I am going to simulate a system almost similar to the system described in the simulation method in the article: https://www.science.org/doi/10.1126/sciadv.aba8766

but when I use the “nvt” ensemble, the time series of the forces acting on the particles does not change smoothly although it is expected to do (as shown in the supplementary of the article). I have been studying the role of every parameter value and command. Now It seems to me that it might be because of the ensemble. So, I am going to use the Langevin instead of the nvt. I guess it can help me to find out what causes the problem.

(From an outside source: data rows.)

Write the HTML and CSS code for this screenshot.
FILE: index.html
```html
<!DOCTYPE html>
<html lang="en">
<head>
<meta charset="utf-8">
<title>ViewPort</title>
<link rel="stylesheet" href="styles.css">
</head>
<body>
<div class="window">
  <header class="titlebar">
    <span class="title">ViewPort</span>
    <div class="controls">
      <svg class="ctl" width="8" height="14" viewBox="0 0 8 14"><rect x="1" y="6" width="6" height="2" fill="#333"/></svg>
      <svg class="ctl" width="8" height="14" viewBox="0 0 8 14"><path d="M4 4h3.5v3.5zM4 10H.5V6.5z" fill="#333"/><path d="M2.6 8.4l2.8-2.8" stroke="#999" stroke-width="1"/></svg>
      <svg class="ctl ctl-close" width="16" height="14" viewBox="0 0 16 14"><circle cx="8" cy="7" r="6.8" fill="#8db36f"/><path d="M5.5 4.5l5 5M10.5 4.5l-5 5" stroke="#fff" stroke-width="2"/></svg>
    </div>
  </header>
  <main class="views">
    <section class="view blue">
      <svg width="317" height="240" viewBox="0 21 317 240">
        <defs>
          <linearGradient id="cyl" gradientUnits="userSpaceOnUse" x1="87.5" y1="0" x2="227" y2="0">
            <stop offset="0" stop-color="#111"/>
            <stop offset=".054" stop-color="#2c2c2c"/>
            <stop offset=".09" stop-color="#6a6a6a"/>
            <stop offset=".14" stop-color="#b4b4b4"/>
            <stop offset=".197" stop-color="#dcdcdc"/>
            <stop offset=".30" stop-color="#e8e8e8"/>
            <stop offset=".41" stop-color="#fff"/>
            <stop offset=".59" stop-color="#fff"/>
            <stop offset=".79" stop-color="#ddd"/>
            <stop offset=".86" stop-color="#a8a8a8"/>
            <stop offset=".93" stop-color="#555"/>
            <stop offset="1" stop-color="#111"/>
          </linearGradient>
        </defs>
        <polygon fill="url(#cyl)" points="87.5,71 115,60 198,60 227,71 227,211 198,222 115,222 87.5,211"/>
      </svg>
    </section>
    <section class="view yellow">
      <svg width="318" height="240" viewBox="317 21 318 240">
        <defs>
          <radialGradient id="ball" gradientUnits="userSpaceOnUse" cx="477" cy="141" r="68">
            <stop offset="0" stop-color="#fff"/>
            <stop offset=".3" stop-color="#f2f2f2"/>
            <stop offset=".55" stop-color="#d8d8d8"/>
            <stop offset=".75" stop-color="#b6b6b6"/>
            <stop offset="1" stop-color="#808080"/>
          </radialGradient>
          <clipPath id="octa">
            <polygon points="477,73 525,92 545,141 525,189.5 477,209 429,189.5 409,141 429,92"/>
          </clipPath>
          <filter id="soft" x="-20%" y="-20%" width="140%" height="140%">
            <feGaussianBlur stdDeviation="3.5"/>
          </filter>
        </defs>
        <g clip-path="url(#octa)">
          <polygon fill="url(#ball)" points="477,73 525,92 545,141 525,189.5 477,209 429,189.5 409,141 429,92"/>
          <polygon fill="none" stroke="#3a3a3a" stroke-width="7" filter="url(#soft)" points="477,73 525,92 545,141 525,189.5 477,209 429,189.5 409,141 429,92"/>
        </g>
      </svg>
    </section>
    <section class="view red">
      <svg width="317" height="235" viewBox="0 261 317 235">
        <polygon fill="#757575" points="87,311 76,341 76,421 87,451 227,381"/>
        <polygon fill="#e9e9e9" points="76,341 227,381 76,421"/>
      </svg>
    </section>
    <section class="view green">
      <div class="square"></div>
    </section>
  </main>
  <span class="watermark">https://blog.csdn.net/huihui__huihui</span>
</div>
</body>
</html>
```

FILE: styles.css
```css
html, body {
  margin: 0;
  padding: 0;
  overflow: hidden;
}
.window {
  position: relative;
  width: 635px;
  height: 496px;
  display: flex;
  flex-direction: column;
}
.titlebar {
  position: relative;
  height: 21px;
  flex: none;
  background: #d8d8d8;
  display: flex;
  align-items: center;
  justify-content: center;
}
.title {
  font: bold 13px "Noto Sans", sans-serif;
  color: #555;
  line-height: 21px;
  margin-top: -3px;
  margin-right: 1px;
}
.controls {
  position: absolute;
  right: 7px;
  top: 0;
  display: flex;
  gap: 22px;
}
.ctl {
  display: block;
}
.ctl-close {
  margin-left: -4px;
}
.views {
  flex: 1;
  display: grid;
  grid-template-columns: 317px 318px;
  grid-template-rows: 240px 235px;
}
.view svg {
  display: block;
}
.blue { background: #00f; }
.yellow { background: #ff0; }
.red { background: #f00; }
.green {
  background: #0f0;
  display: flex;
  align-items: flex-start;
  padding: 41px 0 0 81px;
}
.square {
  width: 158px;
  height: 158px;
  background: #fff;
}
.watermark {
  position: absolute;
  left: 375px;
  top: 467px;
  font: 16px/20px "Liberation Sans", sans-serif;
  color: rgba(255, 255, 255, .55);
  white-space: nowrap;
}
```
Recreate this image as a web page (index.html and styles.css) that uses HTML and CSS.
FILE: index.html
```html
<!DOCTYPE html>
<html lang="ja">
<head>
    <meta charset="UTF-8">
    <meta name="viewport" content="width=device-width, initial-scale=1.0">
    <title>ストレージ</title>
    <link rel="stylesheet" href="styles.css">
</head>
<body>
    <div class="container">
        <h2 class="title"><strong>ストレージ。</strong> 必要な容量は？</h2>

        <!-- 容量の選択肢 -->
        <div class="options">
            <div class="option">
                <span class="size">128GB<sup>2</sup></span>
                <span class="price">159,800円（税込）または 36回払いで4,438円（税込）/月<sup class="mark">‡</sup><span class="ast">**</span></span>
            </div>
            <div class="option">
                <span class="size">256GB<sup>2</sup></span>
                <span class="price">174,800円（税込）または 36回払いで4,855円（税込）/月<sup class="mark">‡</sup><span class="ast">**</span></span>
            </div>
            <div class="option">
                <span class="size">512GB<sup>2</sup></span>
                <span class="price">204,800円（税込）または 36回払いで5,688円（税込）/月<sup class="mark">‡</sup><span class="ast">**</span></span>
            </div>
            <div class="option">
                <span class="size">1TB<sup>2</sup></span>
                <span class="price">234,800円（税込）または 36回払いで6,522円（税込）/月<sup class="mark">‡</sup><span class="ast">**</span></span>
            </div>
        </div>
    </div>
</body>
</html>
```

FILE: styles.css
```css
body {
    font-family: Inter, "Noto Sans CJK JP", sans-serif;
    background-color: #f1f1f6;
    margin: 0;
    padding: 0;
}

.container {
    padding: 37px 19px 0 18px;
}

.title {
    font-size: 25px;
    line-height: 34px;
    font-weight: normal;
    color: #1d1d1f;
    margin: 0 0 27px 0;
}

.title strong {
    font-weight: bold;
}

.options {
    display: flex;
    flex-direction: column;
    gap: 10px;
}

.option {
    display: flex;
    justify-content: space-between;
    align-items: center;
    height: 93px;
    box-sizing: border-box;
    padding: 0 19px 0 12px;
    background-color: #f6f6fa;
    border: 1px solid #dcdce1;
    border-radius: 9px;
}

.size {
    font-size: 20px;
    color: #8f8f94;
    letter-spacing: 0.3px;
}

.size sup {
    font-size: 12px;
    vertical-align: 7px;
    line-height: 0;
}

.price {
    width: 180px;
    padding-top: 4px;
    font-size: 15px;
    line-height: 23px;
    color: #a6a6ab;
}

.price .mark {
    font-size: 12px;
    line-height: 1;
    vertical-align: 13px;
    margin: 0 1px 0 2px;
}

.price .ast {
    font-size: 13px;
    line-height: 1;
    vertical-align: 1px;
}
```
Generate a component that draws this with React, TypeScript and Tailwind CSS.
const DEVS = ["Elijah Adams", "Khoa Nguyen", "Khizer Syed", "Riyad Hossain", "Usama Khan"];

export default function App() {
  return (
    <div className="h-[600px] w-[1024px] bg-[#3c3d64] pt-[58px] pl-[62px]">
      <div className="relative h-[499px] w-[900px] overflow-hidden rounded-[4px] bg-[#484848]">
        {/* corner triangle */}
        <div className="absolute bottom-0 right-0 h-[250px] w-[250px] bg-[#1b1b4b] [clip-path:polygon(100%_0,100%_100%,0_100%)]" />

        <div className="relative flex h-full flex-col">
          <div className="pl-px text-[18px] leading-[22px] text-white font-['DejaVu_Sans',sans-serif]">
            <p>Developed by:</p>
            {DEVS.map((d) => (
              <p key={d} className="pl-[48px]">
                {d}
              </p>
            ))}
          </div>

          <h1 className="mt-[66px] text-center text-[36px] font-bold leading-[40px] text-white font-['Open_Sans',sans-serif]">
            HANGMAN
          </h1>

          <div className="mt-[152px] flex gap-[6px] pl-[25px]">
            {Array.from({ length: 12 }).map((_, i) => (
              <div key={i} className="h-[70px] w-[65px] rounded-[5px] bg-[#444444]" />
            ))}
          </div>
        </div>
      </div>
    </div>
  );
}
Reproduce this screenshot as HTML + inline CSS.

This may be the best clue you’ve given so far, since you haven’t provided an input deck to check your problem explicitly. Note that fix nvt is an integrator with a built-in thermostat, whereas fix langevin is only a thermostat. It is usually used in conjunction with fix nve, an integrator without a thermostat. Is that what you’re doing? Or are you only using fix langevin?

Hi @Fatima,

I am a bit puzzled by what you write:

The time series of the forces acting on which particles? The only plot corresponding to your description in the SI (a time series, but note that it is actually plotted against U\times{}t which is a depth) represents the forces acting from the surrounding bath to a probe particle that is not thermostated (it goes through the bath at a constant velocity) and that interacts with the particles in the bath through a different potential interaction. This was never mentioned in your previous messages and I am not sure this is what something you are doing right now. Plus, the continuity of the time series is independent on the glassy state of the medium (one of the curves is in the liquid state).

This raises a few more questions from me, that are actually quite close to one another:

• The langevin thermostat as implemented in LAMMPS acts on the forces of the particles. It would be normal that the time series of the forces on each particles is not continuous since random forces are added each timesteps. What did you expect to compute and why?
• You mention that your system gets frozen but the paper clearly states that the glass transition temperature T_k is 0.3. If you simulated your system below this temperature, would you expect diffusion? As far as I know, glassy systems are particles frozen in a disordered metastable state. What do you mean by frozen? How different is it from a glassy system in your definition?
• As @akohlmey mentioned, this does not look like a problem in using LAMMPS but more in defining your model. What do you expect to see from your model and simulations? How would you caracterise the glass phase of your system? From my point of view, it might be beneficial for you to spend some time figuring out the relevant informations in the paper you use as a reference and thinking about the output you expect from your simulation.

Note that I made several guesses here, that is due to the fact that it is hard to understand what you are doing and what you want to achieve from the inputs you provided so far… If you have a hard time figuring out what you want to achieve, you might find more help in a dedicated section. If you know what you want to achieve or compute and would like help in using LAMMPS to do so, then we might need a better description of your problem and your input script to provide relevant insights. Note that the paper you provided is very technical and advanced so it is not unlikely that you need time to understand everything that is going on there.

dear Michael Jacobs
Thank you for your reply lot, and thank you for mentioning this point. I had applied it in a wrong way. Now it works well and the system is not frozen anymore.

Dear Germain

I appreciate a lot for your comprehensive and detailed response. Thank you for your kind and precious suggestion.
I am sorry if my explanation was brief and I made the problem difficult to understand.
My system is similar to the system described in the mentioned article: a binary mixture of particles interacting with Kube-Anderson potential and a probe particle moving with a constant velocity and interacting with the particles of the bath via an expanded LJ potential.
As you have expressed the probe particle is not thermostated, however, applying different thermostats can influence the force acting on the probe particle. The variable which I am trying to reproduce now because the behavior of the autocorrelation function of this time series is used for characterizing the state of the system.

About the continuity of the time series, yes you are right, both liquid and glassy phases show continuous time series in the reference article. but my results show discontinued time series which means something is missing in my simulation. I guess it might be related to the thermostat.
(By freeze I mean the particles are quite fixed. Applying the hint that Michael Jacobs implied my system is not frozen anymore but the discontinuity problem still exists).
I welcome your professional suggestions and comments.

Dear @Fatima

I’d like to comment two points on the answer you provided to both @Michael_Jacobs and me:

Your system was apparently not integrated at all. This is different than a “frozen” system in which particles should move but not diffuse. This is why I asked you what you meant by “frozen”. “Quite fixed” is not very informative. I would suggest getting informed opinion on your new set of simulation to be sure everything is running as expected.

I disagree with your conclusion. The time series you referred to is the force applied from the particles to the probe along its trajectory. It should show continuity if measured at sufficiently short intervals (which I suppose you do, but cannot check) in a condensed phase, fluid or glass. If “applying a different thermostat” leads to discontinuities, and since your previous simulation were not running as expected, I can see two main reasons for that (but keep in mind there might be others): you are either applying a langevin thermostat to the probe particle or not computing the correct quantity. I would also suggest being sure that your systems are in a proper glassy state at the correct density, but this is contained in my previous remark.